== DATA LINES ==
------------
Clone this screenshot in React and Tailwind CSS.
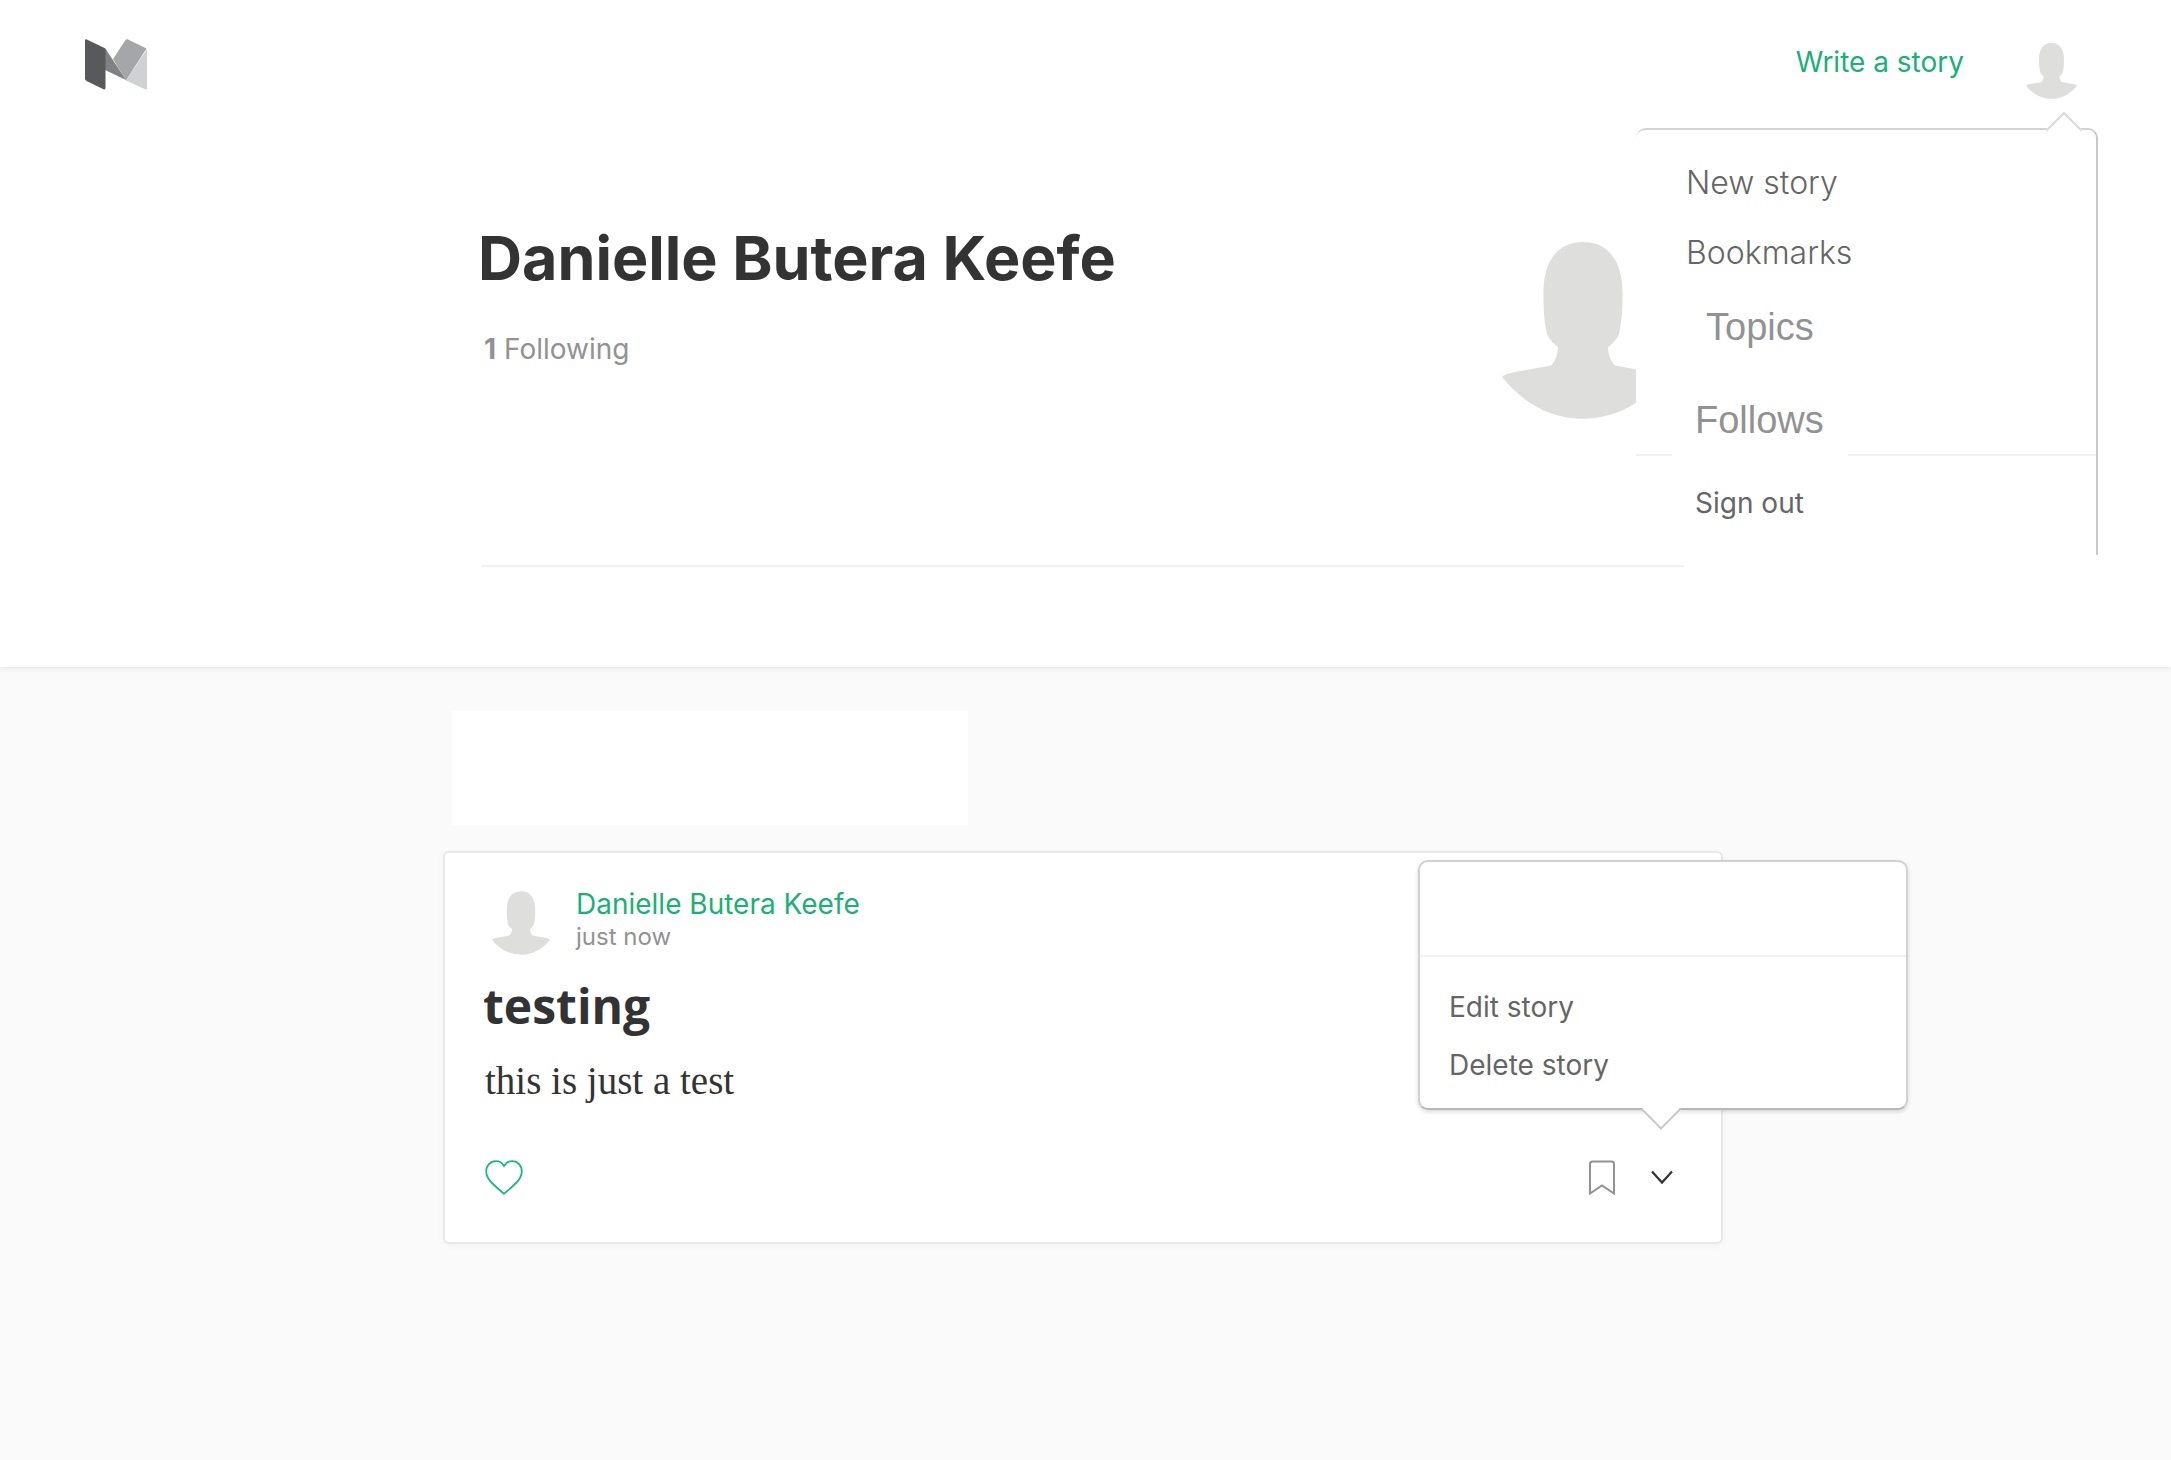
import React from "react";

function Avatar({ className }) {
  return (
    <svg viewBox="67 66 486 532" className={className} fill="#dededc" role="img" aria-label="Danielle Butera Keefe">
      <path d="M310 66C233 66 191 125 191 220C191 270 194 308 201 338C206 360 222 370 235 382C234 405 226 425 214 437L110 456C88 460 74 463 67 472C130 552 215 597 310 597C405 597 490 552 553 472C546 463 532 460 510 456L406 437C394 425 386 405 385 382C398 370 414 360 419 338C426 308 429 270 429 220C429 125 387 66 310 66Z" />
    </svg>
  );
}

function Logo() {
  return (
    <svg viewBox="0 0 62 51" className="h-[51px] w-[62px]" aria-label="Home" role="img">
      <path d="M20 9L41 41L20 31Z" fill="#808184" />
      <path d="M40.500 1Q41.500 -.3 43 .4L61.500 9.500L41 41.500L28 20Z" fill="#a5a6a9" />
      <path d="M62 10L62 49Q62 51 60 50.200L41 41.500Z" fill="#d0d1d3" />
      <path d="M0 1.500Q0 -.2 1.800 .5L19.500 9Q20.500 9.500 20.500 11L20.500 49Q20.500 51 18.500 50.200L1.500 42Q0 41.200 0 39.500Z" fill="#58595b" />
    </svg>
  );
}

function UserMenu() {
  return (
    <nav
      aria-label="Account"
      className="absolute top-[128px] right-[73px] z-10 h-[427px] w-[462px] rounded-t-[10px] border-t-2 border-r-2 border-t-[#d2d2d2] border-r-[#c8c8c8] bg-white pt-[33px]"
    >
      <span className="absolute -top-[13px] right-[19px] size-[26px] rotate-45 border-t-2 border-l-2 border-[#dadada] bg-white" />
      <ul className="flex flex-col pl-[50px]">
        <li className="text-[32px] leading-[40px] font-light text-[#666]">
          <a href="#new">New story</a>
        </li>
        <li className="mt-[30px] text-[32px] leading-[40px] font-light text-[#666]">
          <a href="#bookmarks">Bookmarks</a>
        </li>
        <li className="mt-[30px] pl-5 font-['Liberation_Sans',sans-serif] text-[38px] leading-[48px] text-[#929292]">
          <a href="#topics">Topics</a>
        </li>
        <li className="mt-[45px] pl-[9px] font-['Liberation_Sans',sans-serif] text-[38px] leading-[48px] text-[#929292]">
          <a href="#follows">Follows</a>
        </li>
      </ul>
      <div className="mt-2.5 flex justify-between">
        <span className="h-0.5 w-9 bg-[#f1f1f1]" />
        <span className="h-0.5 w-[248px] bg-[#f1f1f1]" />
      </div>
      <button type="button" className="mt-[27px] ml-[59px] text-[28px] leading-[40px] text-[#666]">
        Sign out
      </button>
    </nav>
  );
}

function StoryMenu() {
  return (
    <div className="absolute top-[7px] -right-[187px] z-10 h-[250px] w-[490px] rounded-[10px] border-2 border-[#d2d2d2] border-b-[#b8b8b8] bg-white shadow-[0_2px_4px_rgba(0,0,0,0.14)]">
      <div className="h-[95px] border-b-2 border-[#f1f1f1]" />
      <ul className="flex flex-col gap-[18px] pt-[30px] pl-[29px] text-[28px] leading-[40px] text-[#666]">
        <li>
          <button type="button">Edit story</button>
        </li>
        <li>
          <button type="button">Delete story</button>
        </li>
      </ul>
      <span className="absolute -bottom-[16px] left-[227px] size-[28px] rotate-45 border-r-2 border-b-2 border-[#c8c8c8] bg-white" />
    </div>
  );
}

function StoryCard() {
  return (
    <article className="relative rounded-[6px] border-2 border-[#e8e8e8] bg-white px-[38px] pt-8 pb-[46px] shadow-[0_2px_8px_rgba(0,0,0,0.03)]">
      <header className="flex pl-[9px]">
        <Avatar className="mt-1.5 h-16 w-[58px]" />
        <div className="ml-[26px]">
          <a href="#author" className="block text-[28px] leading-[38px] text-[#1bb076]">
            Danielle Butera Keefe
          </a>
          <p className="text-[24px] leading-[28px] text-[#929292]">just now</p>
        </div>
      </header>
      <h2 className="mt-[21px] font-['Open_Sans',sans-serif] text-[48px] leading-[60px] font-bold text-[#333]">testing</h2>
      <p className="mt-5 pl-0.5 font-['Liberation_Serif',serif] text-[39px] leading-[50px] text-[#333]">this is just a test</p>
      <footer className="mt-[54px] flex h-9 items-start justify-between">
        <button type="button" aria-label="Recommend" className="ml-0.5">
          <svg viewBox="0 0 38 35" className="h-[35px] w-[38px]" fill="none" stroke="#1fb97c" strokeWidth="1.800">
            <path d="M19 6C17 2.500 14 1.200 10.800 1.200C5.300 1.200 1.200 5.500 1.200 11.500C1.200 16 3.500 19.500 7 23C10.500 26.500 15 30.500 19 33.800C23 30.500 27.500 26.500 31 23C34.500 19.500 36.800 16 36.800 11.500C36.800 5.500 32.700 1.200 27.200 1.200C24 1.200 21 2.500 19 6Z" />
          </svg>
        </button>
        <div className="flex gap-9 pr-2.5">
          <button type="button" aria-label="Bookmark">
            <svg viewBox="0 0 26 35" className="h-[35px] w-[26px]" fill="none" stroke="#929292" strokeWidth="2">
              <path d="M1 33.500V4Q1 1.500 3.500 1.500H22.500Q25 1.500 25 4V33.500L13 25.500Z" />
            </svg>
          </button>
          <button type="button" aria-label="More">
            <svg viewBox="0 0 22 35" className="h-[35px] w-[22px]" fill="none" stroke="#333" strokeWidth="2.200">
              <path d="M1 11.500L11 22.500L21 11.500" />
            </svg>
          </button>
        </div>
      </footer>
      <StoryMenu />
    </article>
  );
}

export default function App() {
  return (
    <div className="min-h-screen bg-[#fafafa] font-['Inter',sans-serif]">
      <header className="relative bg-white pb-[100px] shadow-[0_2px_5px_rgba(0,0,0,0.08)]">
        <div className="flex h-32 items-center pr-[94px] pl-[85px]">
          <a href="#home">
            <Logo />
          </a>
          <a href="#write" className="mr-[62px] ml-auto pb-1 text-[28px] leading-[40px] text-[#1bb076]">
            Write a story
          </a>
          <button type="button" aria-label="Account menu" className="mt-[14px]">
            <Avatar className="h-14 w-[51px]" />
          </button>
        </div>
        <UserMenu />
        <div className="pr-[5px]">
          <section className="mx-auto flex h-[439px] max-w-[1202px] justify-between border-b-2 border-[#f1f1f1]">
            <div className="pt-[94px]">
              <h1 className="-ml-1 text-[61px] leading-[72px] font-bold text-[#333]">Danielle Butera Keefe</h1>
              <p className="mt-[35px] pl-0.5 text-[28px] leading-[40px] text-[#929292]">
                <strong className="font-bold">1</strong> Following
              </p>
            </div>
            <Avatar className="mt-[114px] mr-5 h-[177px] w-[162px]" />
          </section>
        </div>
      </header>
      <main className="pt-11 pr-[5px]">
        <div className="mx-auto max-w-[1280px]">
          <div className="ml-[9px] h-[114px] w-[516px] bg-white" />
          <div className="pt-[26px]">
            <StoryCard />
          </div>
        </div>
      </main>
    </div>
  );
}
------------
== PROBLEM DETAILS ==
Which lines above contain the word "this"? Copy each of them.

== THE COMPLETED TASK ==
Clone this screenshot in React and Tailwind CSS.
      <p className="mt-5 pl-0.5 font-['Liberation_Serif',serif] text-[39px] leading-[50px] text-[#333]">this is just a test</p>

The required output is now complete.